IN the lead up to Christmas Ralan Director William O’Dwyer embarked on a roadshow of meetings to convince victims of his collapsed company to buy more apartments from a mysterious developer called Mr X to recover their losses.
Many in a series of meetings in Chatswood heard O’Dwyer propose ‘if they stick together’ they had more chance of getting their money through the Deed of Company arrangement (DOCA).
AS they say ‘Birds of a feather … flock together’ but OMG what it will mean for Sydney!
Is Toplace vying to be Number 1?
VOLUNTARY ADMINISTRATION TED TABET FRI 31 JAN 20
Ralan Group Reveals Mystery Development Partner ‘Mr X’
Developer Ralan Group’s sole director William O’Dwyer has partnered with an established Sydney developer in order to offer its 1,600 unsecured creditors new apartments.
Following the company’s dramatic $550 million collapse, which left hundreds of Gold Coast and Sydney off-the-plan apartment buyers out of pocket, O’Dwyer has been working to course-correct with the Sydney developer entering voluntary administration at the end of July last year.
In December, Ralan’s creditors voted to put a 318-apartment project in the Sydney suburb of Arncliffe into liquidation while creditors who placed deposits for the group’s Gold Coast evelopments accepted O’Dwyer’s controversial deed of company arrangement (DOCA).
Under the deed, creditors will be offered discounts on prime Sydney apartments that equate to the full amount of the funds owed to each creditor. The arrangement will enable a creditor who is owed $50,000 to buy an apartment valued at $500,000 for $450,000.
O’Dwyer revealed the identity of his new business partner to the Australian Financial Review, until now known as “Mr X”, as controversial Sydney developer Jean Nassif of Toplace Group.▲ The Toplace director will also take control of seven separate Ralan companies involved with various Gold Coast apartment projects.
Nassif will commit to a five-year business plan with O’Dwyer to enable Ralan’s creditors to use their deposits to buy more apartments he plans to develop under the deed.
Toplace, which holds a multi-billion-dollar pipeline of projects, will launch several new apartment towers in Sydney before mid-February—the first of which a new 300-unit apartment complex located within six minutes drive from the Sydney CBD.
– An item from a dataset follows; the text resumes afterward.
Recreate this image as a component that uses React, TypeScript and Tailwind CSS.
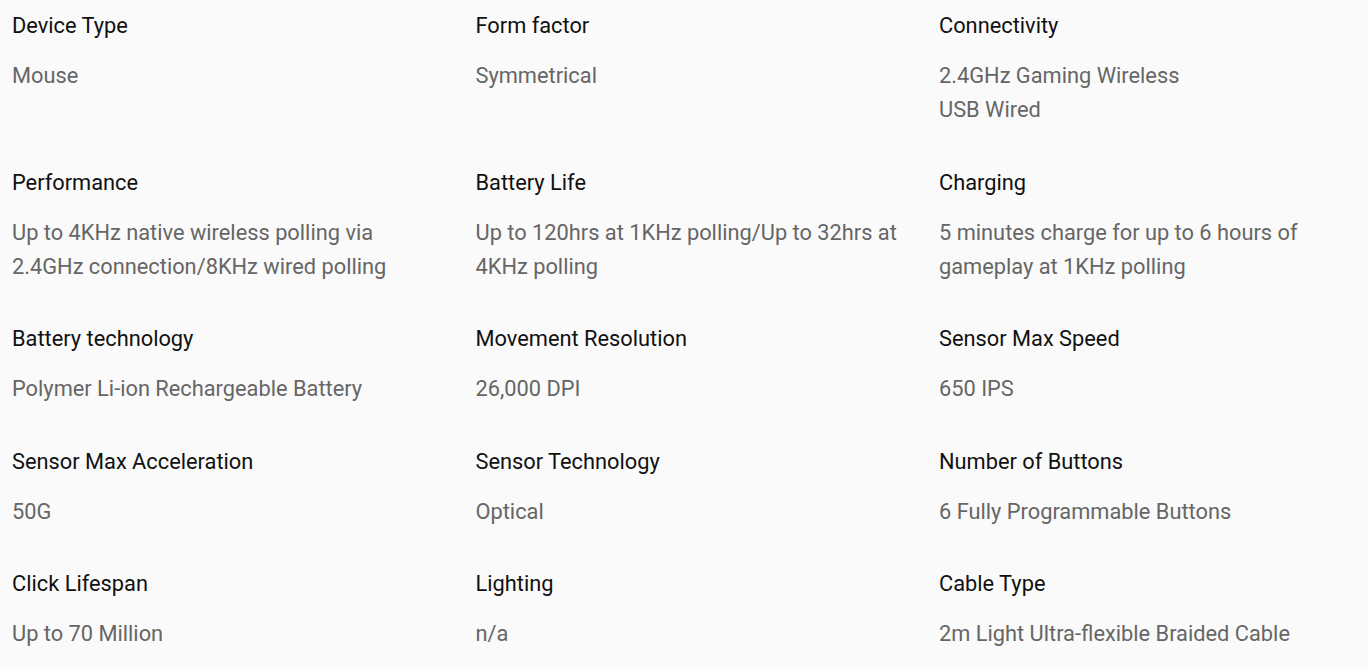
import React from "react";

const specs = [
  { label: "Device Type", value: ["Mouse"] },
  { label: "Form factor", value: ["Symmetrical"] },
  { label: "Connectivity", value: ["2.4GHz Gaming Wireless", "USB Wired"] },
  { label: "Performance", value: ["Up to 4KHz native wireless polling via 2.4GHz connection/8KHz wired polling"] },
  { label: "Battery Life", value: ["Up to 120hrs at 1KHz polling/Up to 32hrs at 4KHz polling"] },
  { label: "Charging", value: ["5 minutes charge for up to 6 hours of gameplay at 1KHz polling"] },
  { label: "Battery technology", value: ["Polymer Li-ion Rechargeable Battery"] },
  { label: "Movement Resolution", value: ["26,000 DPI"] },
  { label: "Sensor Max Speed", value: ["650 IPS"] },
  { label: "Sensor Max Acceleration", value: ["50G"] },
  { label: "Sensor Technology", value: ["Optical"] },
  { label: "Number of Buttons", value: ["6 Fully Programmable Buttons"] },
  { label: "Click Lifespan", value: ["Up to 70 Million"] },
  { label: "Lighting", value: ["n/a"] },
  { label: "Cable Type", value: ["2m Light Ultra-flexible Braided Cable"] },
];

export default function App() {
  return (
    <div className="min-h-screen bg-[#fafafa] font-['Roboto',sans-serif]">
      <div className="grid grid-cols-[430px_430px_430px] gap-x-[33.5px] gap-y-[38.5px] pl-3 pt-[9px]">
        {specs.map((spec) => (
          <div key={spec.label} className="flex flex-col">
            <div className="text-[21.8px] leading-[34px] text-[#111]">{spec.label}</div>
            <div className="mt-4 text-[21.8px] leading-[34px] text-[#666]">
              {spec.value.map((line) => (
                <div key={line}>{line}</div>
              ))}
            </div>
          </div>
        ))}
      </div>
    </div>
  );
}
In order for the deed to be upheld, O’Dwyer will have to sell 500 apartments per year over the next three years at discounted rates to its unsecured creditors.
The deed will also be subject to termination if Ralan Group is found to be in breach of yearly sales targets and discounts, or is found to be bankrupt or subject to court action by creditors.
Nassif, who has worked with O’Dwyer in the past, was incentivised by the ability to access 1,600 new clients yet stated in legal documents that only 50 per cent of each development would be available as Ralan “discount units”.
Ralan voluntary administrator Grant Thornton has stood by its recommendation as the DOCA was predicated on “too many conditions” to work.
The administrators highlighted to creditors in its investigation that the collapsed group had exhibited “numerous breaches of the Corporation Act” and had been running insolvent since 2014.
It was also found through an analysis of cashflow that O’Dwyer had been siphoning funds out of the company between 2016 and 2019 to spend on personal expenses, holidays and bitcoin.
Ralan’s major funders include major banks such as Westpac, NAB and St George, along with mezzanine financiers such as Balmain and Wingate.
According to O’Dwyers lawyers Johnson Winter & Slattery, the Ralan director will be appointed as the “exclusive selling agent” to market pre-sale units on upcoming Toplace developers within Sydney.
The Urban Developer reached out to Toplace, but the developer did not return enquiries by the time of publication.